_Exercise directions_
Transcribe the data in full and exactly, omitting any pictures.

_Information shown_
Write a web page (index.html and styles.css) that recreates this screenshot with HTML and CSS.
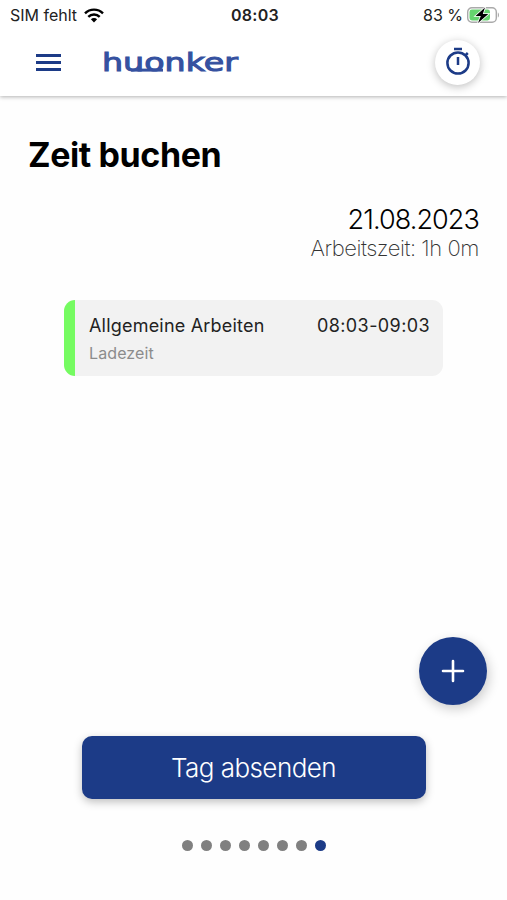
FILE: index.html
```html
<!DOCTYPE html>
<html lang="de">
<head>
    <meta charset="UTF-8">
    <meta name="viewport" content="width=device-width, initial-scale=1">
    <title>Zeit buchen</title>
    <link rel="stylesheet" href="styles.css">
</head>
<body>
    <header class="header">
        <div class="statusbar">
            <div class="status-left">
                <span class="carrier">SIM fehlt</span>
                <svg class="wifi" width="20" height="15" viewBox="0 0 20 15">
                    <g fill="none" stroke="#000" stroke-width="2.4">
                        <path d="M1 5.4a12.7 12.7 0 0 1 18 0"/>
                        <path d="M4.3 8.9a8 8 0 0 1 11.4 0"/>
                    </g>
                    <path d="M10 14.4L6.9 11.3a4.4 4.4 0 0 1 6.2 0z"/>
                </svg>
            </div>
            <span class="clock">08:03</span>
            <div class="status-right">
                <span class="percent">83 %</span>
                <svg class="battery" width="34" height="18" viewBox="0 0 34 18">
                    <rect x="1.7" y="1.7" width="28.6" height="14.6" rx="4.2" fill="#fff" stroke="#aaa" stroke-width="1.4"/>
                    <rect x="3.5" y="3.5" width="20.5" height="11" rx="2.4" fill="#65d46e"/>
                    <path d="M31.8 6.5c1.6.6 1.6 4.4 0 5z" fill="#aaa"/>
                    <path d="M19 1.5L9.5 10h5.3L12 17l10.3-9h-5.5z" fill="#000" stroke="#fff" stroke-width="1.6" paint-order="stroke"/>
                </svg>
            </div>
        </div>
        <nav class="toolbar">
            <button class="menu" aria-label="Menü">
                <span></span>
                <span></span>
                <span></span>
            </button>
            <svg class="logo" width="138" height="28" viewBox="0 0 138 28">
                <text x="0" y="23" textLength="136" lengthAdjust="spacingAndGlyphs">huonker</text>
                <!-- Verbindungslinie im Schriftzug -->
                <rect x="29" y="20.6" width="32" height="3"/>
            </svg>
            <button class="timer" aria-label="Stoppuhr">
                <svg width="26" height="30" viewBox="0 0 26 30" fill="none" stroke="#1c3b87" stroke-width="2.5">
                    <circle cx="13" cy="17" r="10.6"/>
                    <path d="M9 3h8M13 11v8M20.4 9.4l2.4-2.4"/>
                </svg>
            </button>
        </nav>
    </header>

    <main class="page">
        <h1>Zeit buchen</h1>
        <div class="day">
            <div class="date">21.08.2023</div>
            <div class="worktime">Arbeitszeit: 1h 0m</div>
        </div>

        <div class="entry">
            <div class="entry-text">
                <div class="entry-title">Allgemeine Arbeiten</div>
                <div class="entry-type">Ladezeit</div>
            </div>
            <div class="entry-time">08:03-09:03</div>
        </div>

        <button class="add" aria-label="Hinzufügen">
            <svg width="24" height="24" viewBox="0 0 24 24" stroke="#fff" stroke-width="2.6" stroke-linecap="round">
                <path d="M12 2v20M2 12h20"/>
            </svg>
        </button>

        <button class="submit">Tag absenden</button>

        <div class="dots">
            <span></span>
            <span></span>
            <span></span>
            <span></span>
            <span></span>
            <span></span>
            <span></span>
            <span class="active"></span>
        </div>
    </main>
</body>
</html>
```

FILE: styles.css
```css
* {
    box-sizing: border-box;
}
body {
    margin: 0;
    height: 900px;
    display: flex;
    flex-direction: column;
    overflow: hidden;
    background-color: #fefefe;
    color: #000;
    font-family: Inter, "Liberation Sans", sans-serif;
}
button {
    padding: 0;
    border: none;
    font-family: inherit;
    cursor: pointer;
}
.header {
    height: 96px;
    background-color: #fff;
    box-shadow: 0 1px 4px rgba(0, 0, 0, 0.3);
}
.statusbar {
    display: grid;
    grid-template-columns: 1fr auto 1fr;
    align-items: center;
    height: 30px;
    padding: 0 7px 0 10px;
    font-size: 16px;
    color: #222;
}
.status-left,
.status-right {
    display: flex;
    align-items: center;
}
.status-left {
    gap: 7px;
}
.status-right {
    justify-content: flex-end;
    gap: 3px;
}
.clock {
    font-weight: 600;
    letter-spacing: 0.3px;
}
.toolbar {
    display: flex;
    align-items: center;
    height: 64px;
    padding: 0 27px 0 36px;
}
.menu {
    display: flex;
    flex-direction: column;
    gap: 4px;
    width: 25px;
    background: none;
}
.menu span {
    height: 3px;
    background-color: #1c3b87;
}
.logo {
    margin-left: 41px;
    fill: #3551a0;
}
.logo text {
    font-family: "DejaVu Sans", sans-serif;
    font-size: 25px;
    stroke: #3551a0;
    stroke-width: 1px;
}
.timer {
    display: flex;
    align-items: center;
    justify-content: center;
    width: 45px;
    height: 45px;
    margin-left: auto;
    padding-bottom: 2px;
    border-radius: 50%;
    background-color: #fff;
    box-shadow: 0 2px 8px rgba(0, 0, 0, 0.25);
}
.page {
    display: flex;
    flex: 1;
    flex-direction: column;
    padding: 38px 28px 0;
}
h1 {
    margin: 0;
    font-size: 34px;
    line-height: 42px;
    font-weight: 700;
    letter-spacing: -0.4px;
}
.day {
    margin-top: 28px;
    text-align: right;
}
.date {
    font-size: 27px;
    line-height: 32px;
    font-weight: 300;
    letter-spacing: -0.9px;
}
.worktime {
    font-size: 22px;
    line-height: 25px;
    font-weight: 200;
    letter-spacing: -0.45px;
    color: #333;
}
.entry {
    display: flex;
    justify-content: space-between;
    width: 379px;
    height: 76px;
    margin: 39px 0 0 36px;
    padding: 14px 13px 0 14px;
    border-left: 11px solid #75fb61;
    border-radius: 11px;
    background-color: #f2f2f2;
    font-size: 18px;
    line-height: 24px;
    letter-spacing: 0.2px;
    color: #222;
}
.entry-time {
    letter-spacing: 0.4px;
}
.entry-type {
    margin-top: 3px;
    font-size: 16px;
    letter-spacing: 0.1px;
    color: #8c8c8c;
}
.add {
    display: flex;
    align-items: center;
    justify-content: center;
    align-self: flex-end;
    width: 68px;
    height: 68px;
    margin: 261px -8px 0 0;
    border-radius: 50%;
    background-color: #1c3b87;
    box-shadow: 2px 4px 12px rgba(0, 0, 0, 0.2);
}
.submit {
    align-self: center;
    width: 344px;
    height: 63px;
    margin-top: 31px;
    border-radius: 10px;
    background-color: #1c3b87;
    box-shadow: 0 3px 9px rgba(0, 0, 0, 0.25);
    color: #fff;
    font-size: 26px;
    font-weight: 300;
    letter-spacing: -0.55px;
}
.dots {
    display: flex;
    justify-content: center;
    gap: 8px;
    margin-top: 41px;
}
.dots span {
    width: 11px;
    height: 11px;
    border-radius: 50%;
    background-color: #808080;
}
.dots .active {
    background-color: #1c3b87;
}
```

_Output for this exercise_
Write a web page (index.html and styles.css) that recreates this screenshot with HTML and CSS.
FILE: index.html
```html
<!DOCTYPE html>
<html lang="de">
<head>
    <meta charset="UTF-8">
    <meta name="viewport" content="width=device-width, initial-scale=1">
    <title>Zeit buchen</title>
    <link rel="stylesheet" href="styles.css">
</head>
<body>
    <header class="header">
        <div class="statusbar">
            <div class="status-left">
                <span class="carrier">SIM fehlt</span>
                <svg class="wifi" width="20" height="15" viewBox="0 0 20 15">
                    <g fill="none" stroke="#000" stroke-width="2.4">
                        <path d="M1 5.4a12.7 12.7 0 0 1 18 0"/>
                        <path d="M4.3 8.9a8 8 0 0 1 11.4 0"/>
                    </g>
                    <path d="M10 14.4L6.9 11.3a4.4 4.4 0 0 1 6.2 0z"/>
                </svg>
            </div>
            <span class="clock">08:03</span>
            <div class="status-right">
                <span class="percent">83 %</span>
                <svg class="battery" width="34" height="18" viewBox="0 0 34 18">
                    <rect x="1.7" y="1.7" width="28.6" height="14.6" rx="4.2" fill="#fff" stroke="#aaa" stroke-width="1.4"/>
                    <rect x="3.5" y="3.5" width="20.5" height="11" rx="2.4" fill="#65d46e"/>
                    <path d="M31.8 6.5c1.6.6 1.6 4.4 0 5z" fill="#aaa"/>
                    <path d="M19 1.5L9.5 10h5.3L12 17l10.3-9h-5.5z" fill="#000" stroke="#fff" stroke-width="1.6" paint-order="stroke"/>
                </svg>
            </div>
        </div>
        <nav class="toolbar">
            <button class="menu" aria-label="Menü">
                <span></span>
                <span></span>
                <span></span>
            </button>
            <svg class="logo" width="138" height="28" viewBox="0 0 138 28">
                <text x="0" y="23" textLength="136" lengthAdjust="spacingAndGlyphs">huonker</text>
                <!-- Verbindungslinie im Schriftzug -->
                <rect x="29" y="20.6" width="32" height="3"/>
            </svg>
            <button class="timer" aria-label="Stoppuhr">
                <svg width="26" height="30" viewBox="0 0 26 30" fill="none" stroke="#1c3b87" stroke-width="2.5">
                    <circle cx="13" cy="17" r="10.6"/>
                    <path d="M9 3h8M13 11v8M20.4 9.4l2.4-2.4"/>
                </svg>
            </button>
        </nav>
    </header>

    <main class="page">
        <h1>Zeit buchen</h1>
        <div class="day">
            <div class="date">21.08.2023</div>
            <div class="worktime">Arbeitszeit: 1h 0m</div>
        </div>

        <div class="entry">
            <div class="entry-text">
                <div class="entry-title">Allgemeine Arbeiten</div>
                <div class="entry-type">Ladezeit</div>
            </div>
            <div class="entry-time">08:03-09:03</div>
        </div>

        <button class="add" aria-label="Hinzufügen">
            <svg width="24" height="24" viewBox="0 0 24 24" stroke="#fff" stroke-width="2.6" stroke-linecap="round">
                <path d="M12 2v20M2 12h20"/>
            </svg>
        </button>

        <button class="submit">Tag absenden</button>

        <div class="dots">
            <span></span>
            <span></span>
            <span></span>
            <span></span>
            <span></span>
            <span></span>
            <span></span>
            <span class="active"></span>
        </div>
    </main>
</body>
</html>
```

FILE: styles.css
```css
* {
    box-sizing: border-box;
}
body {
    margin: 0;
    height: 900px;
    display: flex;
    flex-direction: column;
    overflow: hidden;
    background-color: #fefefe;
    color: #000;
    font-family: Inter, "Liberation Sans", sans-serif;
}
button {
    padding: 0;
    border: none;
    font-family: inherit;
    cursor: pointer;
}
.header {
    height: 96px;
    background-color: #fff;
    box-shadow: 0 1px 4px rgba(0, 0, 0, 0.3);
}
.statusbar {
    display: grid;
    grid-template-columns: 1fr auto 1fr;
    align-items: center;
    height: 30px;
    padding: 0 7px 0 10px;
    font-size: 16px;
    color: #222;
}
.status-left,
.status-right {
    display: flex;
    align-items: center;
}
.status-left {
    gap: 7px;
}
.status-right {
    justify-content: flex-end;
    gap: 3px;
}
.clock {
    font-weight: 600;
    letter-spacing: 0.3px;
}
.toolbar {
    display: flex;
    align-items: center;
    height: 64px;
    padding: 0 27px 0 36px;
}
.menu {
    display: flex;
    flex-direction: column;
    gap: 4px;
    width: 25px;
    background: none;
}
.menu span {
    height: 3px;
    background-color: #1c3b87;
}
.logo {
    margin-left: 41px;
    fill: #3551a0;
}
.logo text {
    font-family: "DejaVu Sans", sans-serif;
    font-size: 25px;
    stroke: #3551a0;
    stroke-width: 1px;
}
.timer {
    display: flex;
    align-items: center;
    justify-content: center;
    width: 45px;
    height: 45px;
    margin-left: auto;
    padding-bottom: 2px;
    border-radius: 50%;
    background-color: #fff;
    box-shadow: 0 2px 8px rgba(0, 0, 0, 0.25);
}
.page {
    display: flex;
    flex: 1;
    flex-direction: column;
    padding: 38px 28px 0;
}
h1 {
    margin: 0;
    font-size: 34px;
    line-height: 42px;
    font-weight: 700;
    letter-spacing: -0.4px;
}
.day {
    margin-top: 28px;
    text-align: right;
}
.date {
    font-size: 27px;
    line-height: 32px;
    font-weight: 300;
    letter-spacing: -0.9px;
}
.worktime {
    font-size: 22px;
    line-height: 25px;
    font-weight: 200;
    letter-spacing: -0.45px;
    color: #333;
}
.entry {
    display: flex;
    justify-content: space-between;
    width: 379px;
    height: 76px;
    margin: 39px 0 0 36px;
    padding: 14px 13px 0 14px;
    border-left: 11px solid #75fb61;
    border-radius: 11px;
    background-color: #f2f2f2;
    font-size: 18px;
    line-height: 24px;
    letter-spacing: 0.2px;
    color: #222;
}
.entry-time {
    letter-spacing: 0.4px;
}
.entry-type {
    margin-top: 3px;
    font-size: 16px;
    letter-spacing: 0.1px;
    color: #8c8c8c;
}
.add {
    display: flex;
    align-items: center;
    justify-content: center;
    align-self: flex-end;
    width: 68px;
    height: 68px;
    margin: 261px -8px 0 0;
    border-radius: 50%;
    background-color: #1c3b87;
    box-shadow: 2px 4px 12px rgba(0, 0, 0, 0.2);
}
.submit {
    align-self: center;
    width: 344px;
    height: 63px;
    margin-top: 31px;
    border-radius: 10px;
    background-color: #1c3b87;
    box-shadow: 0 3px 9px rgba(0, 0, 0, 0.25);
    color: #fff;
    font-size: 26px;
    font-weight: 300;
    letter-spacing: -0.55px;
}
.dots {
    display: flex;
    justify-content: center;
    gap: 8px;
    margin-top: 41px;
}
.dots span {
    width: 11px;
    height: 11px;
    border-radius: 50%;
    background-color: #808080;
}
.dots .active {
    background-color: #1c3b87;
}
```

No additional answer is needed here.